Jenkins praises Devine’s ability to present grief in an empathetic, digestible format. Structured in four parts, the book tackles the chaotic initial stages of grief, offers calming strategies for recovery, explores the well-intentioned but often misguided attempts by friends and family to offer support, and concludes with a message of hope for the future.
Jenkins shared: “As a cognitive psychologist and university teacher in psychology, I read a lot of texts that are academic in nature. These can be textbooks and journal articles that will help me with the content I am teaching. It’s very rare that I read a book outside of my workplace.
“I decided to read Megan Devine’s book as I’d seen quite a few posts on Twitter about it. I did not have a specific reason to read this but it appeared to have excellent reviews. There were really positive posts saying how much the book had helped people and how much the book was down to earth in terms of explaining and understanding grief.
“I ordered the book, decided it was going to be my evening reading and I honestly could not put the book down. Each chapter gave important and engaging information and I just wanted to read on. It took me a few evenings to read and I’m now looking for the next book I can read.”
Despite the uncomfortable nature of the subject matter, Jenkins found Devine’s personal insights and experiences made the book more than a guide, but rather a comforting companion for readers in their grieving process. The inclusion of practical advice, clear chapter division, and content warnings further highlights Devine’s considerate approach.

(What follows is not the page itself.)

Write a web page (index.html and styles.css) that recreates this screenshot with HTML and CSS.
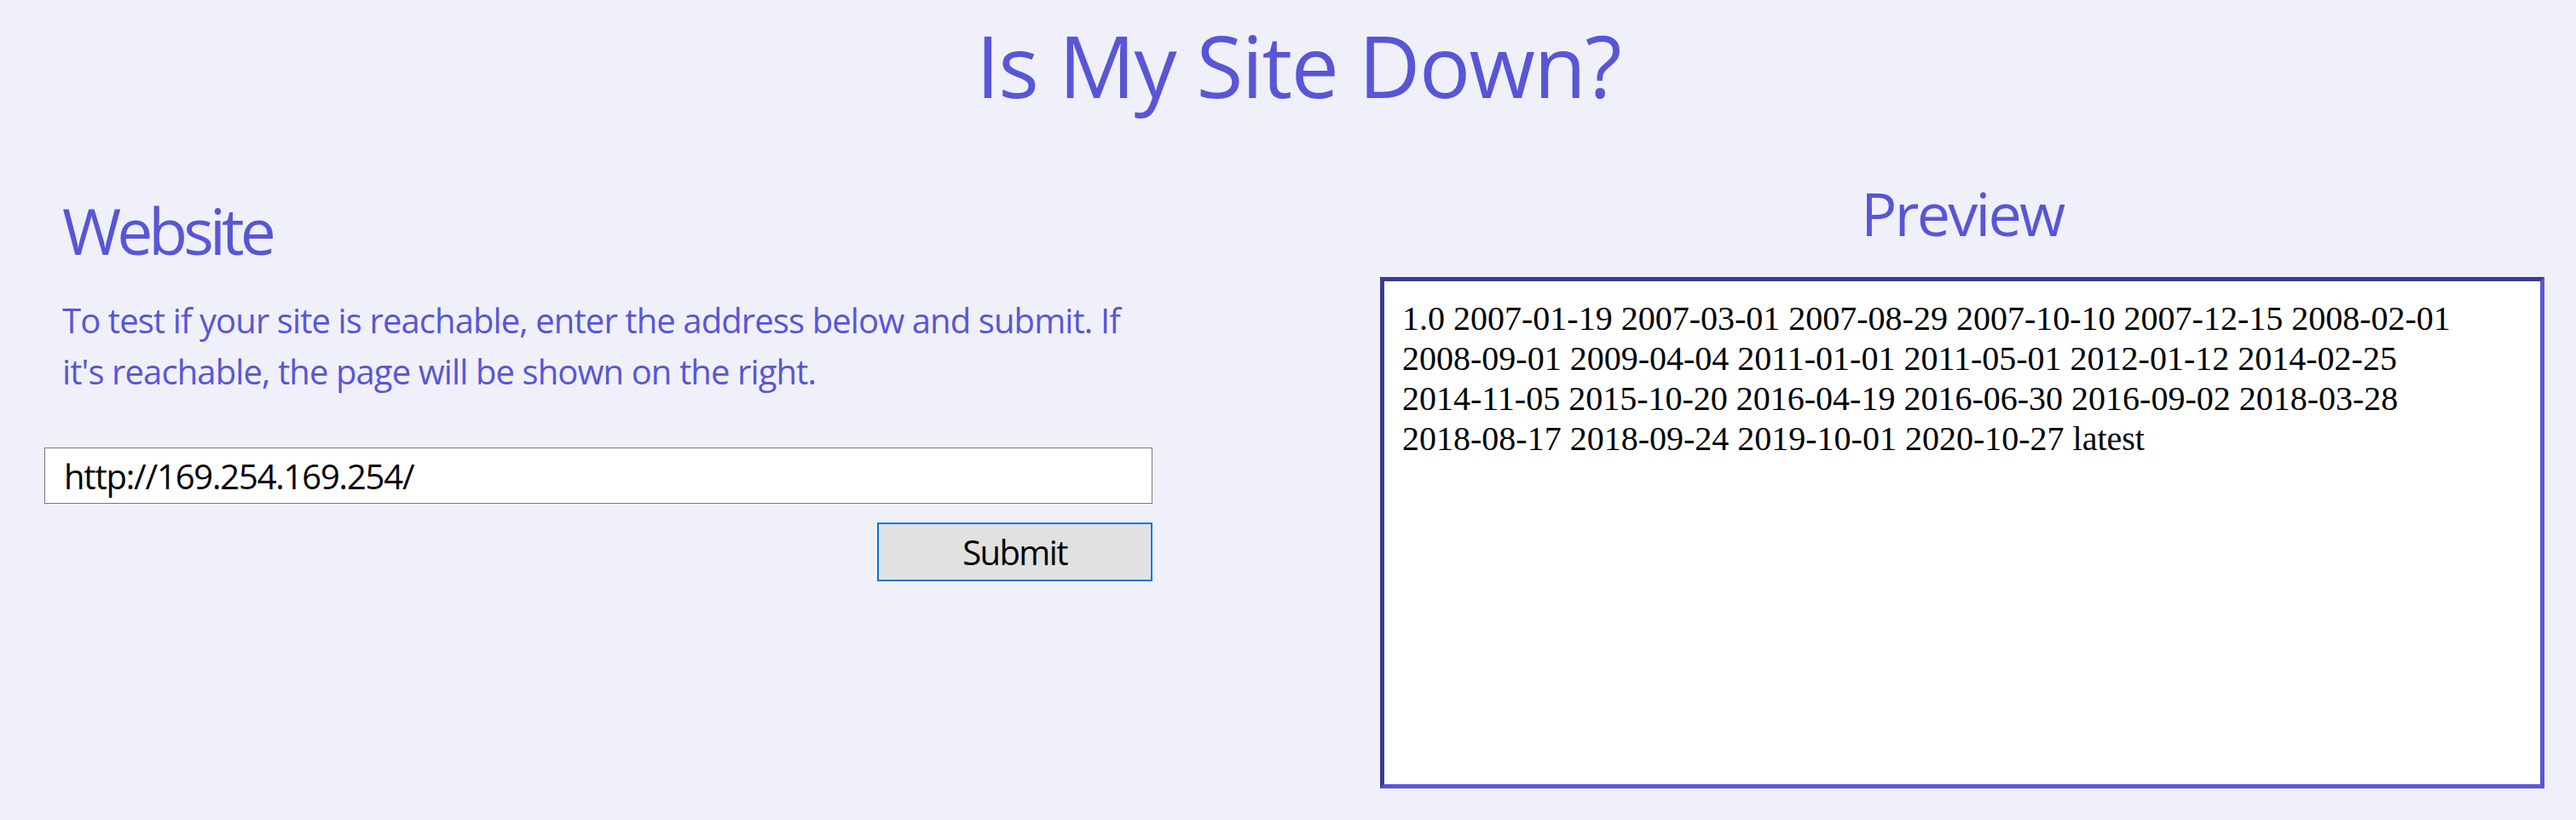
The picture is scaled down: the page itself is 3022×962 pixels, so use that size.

The book is peppered with real-life examples, normalising and validating the often overlooked aspects of grief. Jenkins lauds the author’s balance between sharing personal experiences and leaving space for the reader’s process, creating a connection while allowing readers to focus on their own grief.
Jenkins’ criticism is minimal; she notes that some readers may find the personal examples occasionally distracting. However, she suggests these sections can be skipped and returned to later if they interrupt the reader’s own processing of grief.
Jenkins strongly recommends It’s Okay That You’re Not Okay, both for those personally navigating loss or those seeking guidance on supporting others through their grieving process. Devine’s subsequent book, How to Carry What Can’t Be Fixed: A Journal for Grief, is eagerly anticipated by Jenkins and is sure to be another enriching contribution to grief literature.